Il localismo nel surf: tra protezione degli spot e tensioni culturali

Keanu Reeves alle prese con la gente del posto nel film cult Point Break

Nato negli anni Sessanta sulle coste della California e delle Hawaii, il localismo è una componente persistente della cultura del surf. Se da un lato questa forma di territorialità si basa sulla difesa di determinati spot dall'afflusso di estranei, dall'altro ha dato forma a codici sociali, talvolta contrastanti, all'interno della comunità dei surfisti.

Le origini del localismo: un'eredità dalle Hawaii e dalla controcultura californiana

Il localismo affonda le sue radici negli anni '60, quando il surf esplose sulle spiagge californiane e hawaiane. Alle Hawaii, storico luogo di nascita del surf, questa forma di appropriazione culturale si combina con una forte rivendicazione di identità. Per i surfisti hawaiani, il surf non è semplicemente uno sport, ma un'espressione spirituale radicata nella storia del popolo indigeno.

Di fronte al crescente afflusso di surfisti bianchi americani, spesso percepiti come irrispettosi delle usanze locali, sono sorti gruppi come i "Da Hui" che rivendicano la proprietà di alcuni spot. In California, il fenomeno sta prendendo una piega diversa, più radicata in una logica territoriale e di conservazione della qualità delle onde.

Una cultura codificata e difensiva

Da allora il localismo si è diffuso in molti spot di surf del mondo, dalle spiagge di Biarritz a quelle dell'Australia e del Sud America. In ogni caso, si basa su codici impliciti: priorità ai locali, rispetto delle regole di pagaiata, gerarchia implicita nella cattura delle onde. Il mancato rispetto di questi codici espone i "surfturisti" a reazioni talvolta violente: intimidazioni, sabotaggi dell'attrezzatura, persino alterchi fisici.

Questi comportamenti sono volti a scoraggiare la sovrappopolazione degli spot, a mantenere l'ordine stabilito e a proteggere l'accesso a risorse naturali limitate: le onde.

Conseguenze ambivalenti per la cultura del surf

Da un lato, il localismo ha contribuito a preservare una forma di cultura comunitaria nel surf, riaffermando una dimensione territoriale e sociale di fronte alla globalizzazione.
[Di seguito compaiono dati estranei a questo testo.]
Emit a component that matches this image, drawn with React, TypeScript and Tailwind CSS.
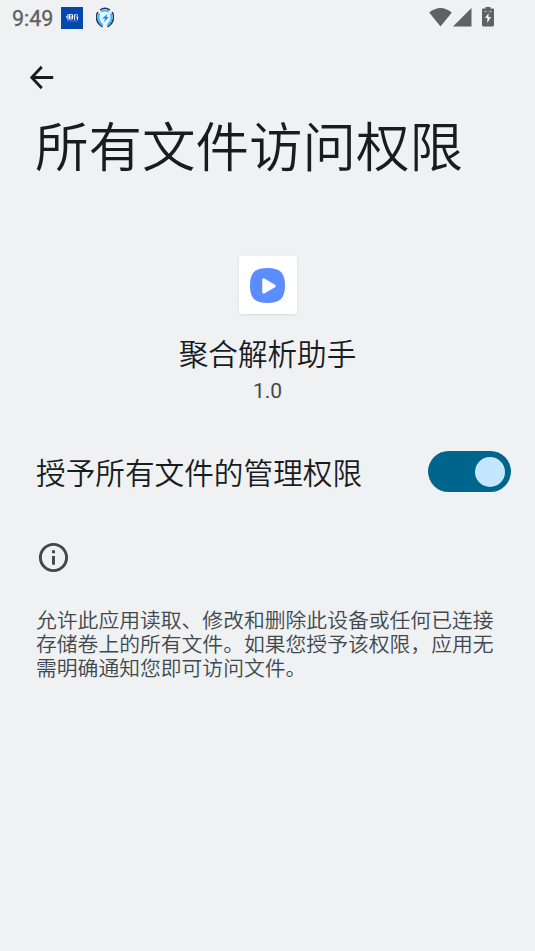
function StatusBar() {
  return (
    <header className="flex h-9 items-center pl-3 pr-[41px] text-[#606163]">
      <span className="w-[42px] pt-px text-[21.5px] leading-[34px] [-webkit-text-stroke:0.3px_#606163]">9:49</span>
      <svg className="ml-[7px] h-[22px] w-[22px]" viewBox="0 0 22 22">
        <rect width="22" height="22" fill="#0647ad" />
        <path d="M7 7v6M5.800 9v2M8.500 7.700h3v4.300h-3zM8.500 10h3M13.700 7.500v5.500M12.800 9.500l1.800-2.500M15.500 8h1.500M15.200 10h2M16.500 10v3" stroke="#fff" strokeWidth="1" fill="none" />
        <path d="M6 14h11" stroke="#7ea1d6" strokeWidth=".6" />
      </svg>
      <svg className="ml-[13px] h-[22px] w-[18px]" viewBox="0 0 18 22">
        <ellipse cx="9" cy="11" rx="7" ry="8.500" fill="#e6f6ff" />
        <path d="M4 3Q9-.5 14 3M1.800 5C-.2 9 .3 14 3.500 17.500l3 2.500M16.200 5c2 4 1.500 9-1.700 12.500l-3 2.500" fill="none" stroke="#243551" strokeWidth="1.500" />
        <path d="M5 4.700Q9 2.200 13 4.700M3.300 6.500c-1.500 4-1 7.500 1.500 10l2 1.500M14.700 6.500c1.500 4 1 7.500-1.500 10l-2 1.500" fill="none" stroke="#45b5fa" strokeWidth="2" />
        <path d="m11.500 7-5.500 4.500h3L8 15l5-5h-2.500z" fill="#218ff2" />
      </svg>
      <div className="ml-auto flex items-center">
        <svg className="mb-px h-[19px] w-[23px]" viewBox="0 0 23 19" fill="currentColor">
          <path d="M.2 4.500Q11.500-4.500 22.800 4.500L11.500 18.500z" />
        </svg>
        <svg className="mb-px ml-px h-[19px] w-[19px]" viewBox="0 0 19 19" fill="currentColor">
          <path d="M18.500 0v18.500H0z" />
        </svg>
        <svg className="mb-[2px] ml-[10px] h-5 w-3" viewBox="0 0 12 20" fill="currentColor">
          <path fillRule="evenodd" d="M3.500 0h5v1.500H11a1 1 0 0 1 1 1V18a1.500 1.500 0 0 1-1.500 1.500h-9A1.500 1.500 0 0 1 0 18V2.500a1 1 0 0 1 1-1h2.500zM2.500 4v.7h2V4zM7.500 4v.7h2V4zM6.500 6 3 11h2.300v5L9 10H6.500z" />
        </svg>
      </div>
    </header>
  );
}

function AppIcon() {
  return (
    <div className="flex h-[58px] w-[58px] items-center justify-center rounded-[3px] bg-white shadow-[0_1px_3px_rgba(0,0,0,0.1)]">
      <svg className="h-[35px] w-[35px]" viewBox="0 0 36 36">
        <path d="M18 0c13 0 18 5 18 18s-5 18-18 18S0 31 0 18 5 0 18 0z" fill="#5c8dff" />
        <path d="M14 12v13l11-6.500z" fill="#fff" stroke="#fff" strokeWidth="2.800" strokeLinejoin="round" />
      </svg>
    </div>
  );
}

function Toggle() {
  return (
    <button
      type="button"
      role="switch"
      aria-checked="true"
      aria-label="授予所有文件的管理权限"
      className="mb-1 flex h-[41px] w-[83px] items-center justify-end rounded-full bg-[#00658d] pr-[6px]"
    >
      <span className="h-[30px] w-[30px] rounded-full bg-[#c4e7ff]" />
    </button>
  );
}

export default function App() {
  return (
    <main className="flex h-[951px] w-[535px] flex-col overflow-hidden bg-[#eff1f3] font-['Roboto','Noto_Sans_CJK_SC_DemiLight','Noto_Sans_CJK_SC',sans-serif] text-[#191c1e]">
      <StatusBar />
      <nav className="flex h-[82px] items-center pl-[25px]">
        <svg className="h-[35px] w-[33px]" viewBox="0 0 24 24" fill="currentColor" preserveAspectRatio="none">
          <path d="M20.500 11H7.330l5.590-5.590L11.500 4l-8 8 8 8 1.410-1.410L7.330 13H20.500z" />
        </svg>
      </nav>
      <h1 className="h-[138px] pl-[35px] pt-[2px] text-[53.5px] font-[350] leading-[58px]">所有文件访问权限</h1>

      <section className="flex flex-col items-center">
        <AppIcon />
        <h2 className="mt-5 text-[29.6px] font-[350] leading-[42px]">聚合解析助手</h2>
        <p className="text-[21px] leading-[31px] text-[#40484d]">1.0</p>
      </section>

      <section className="mt-[44px] flex h-[45px] items-center justify-between pl-9 pr-6">
        <span className="text-[29.65px] font-[350] leading-[44px]">授予所有文件的管理权限</span>
        <Toggle />
      </section>

      <section className="mt-[44px] px-9">
        <svg className="h-[35px] w-[35px]" viewBox="0 0 24 24" fill="#40484d">
          <path d="M11 7h2v2h-2zm0 4h2v6h-2zm1-9C6.480 2 2 6.480 2 12s4.480 10 10 10 10-4.480 10-10S17.520 2 12 2zm0 18c-4.410 0-8-3.590-8-8s3.590-8 8-8 8 3.590 8 8-3.590 8-8 8z" />
        </svg>
        <p className="mt-[33.5px] whitespace-nowrap text-[20.8px] font-[350] leading-[24.3px] text-[#40484d]">
          允许此应用读取、修改和删除此设备或任何已连接
          <br />
          存储卷上的所有文件。如果您授予该权限，应用无
          <br />
          需明确通知您即可访问文件。
        </p>
      </section>
    </main>
  );
}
Inoltre, svolge un ruolo nella trasmissione di valori, in particolare il rispetto per il mare, le regole tacite di convivialità e la gerarchia basata sull'esperienza.

Ma ha anche portato all'esclusione, talvolta segnata da sessismo, razzismo o segregazione. In un mondo che dovrebbe essere libero e aperto, il localismo può scivolare rapidamente in una forma di violenza simbolica o reale, rendendo più difficile il divertimento dei nuovi surfisti e dei visitatori occasionali.

Verso un nuovo localismo?

Nell'era dei social network, delle telecamere sulle spiagge e della popolarità di massa del surf, in particolare con il suo ingresso nei Giochi Olimpici, il localismo sta cambiando. Mentre persiste in alcuni degli spot più famosi del mondo (Pipeline, Uluwatu, Hossegor...), tende a scomparire altrove, sostituito da forme di educazione comunitaria, attraverso scuole di surf o iniziative locali per sensibilizzare i surfisti sull'importanza del rispetto reciproco.

Alcuni surfisti locali stanno ora utilizzando il loro status per regolamentare le pratiche piuttosto che rifiutarle, stabilendo regole chiare o fasce orarie. Questa forma di localismo regolamentato sembra essere una strada più pacifica, che concilia tradizione e apertura.

Il localismo nel surf riflette le tensioni tra appropriazione culturale, protezione dell'ambiente e democratizzazione di uno sport. Prodotto di lotte identitarie e sociali, solleva profonde domande sul posto di ogni individuo in acqua, sulla gestione delle risorse condivise e sui modelli di trasmissione in una disciplina che sta ancora cercando un equilibrio tra libertà individuale e vita collettiva.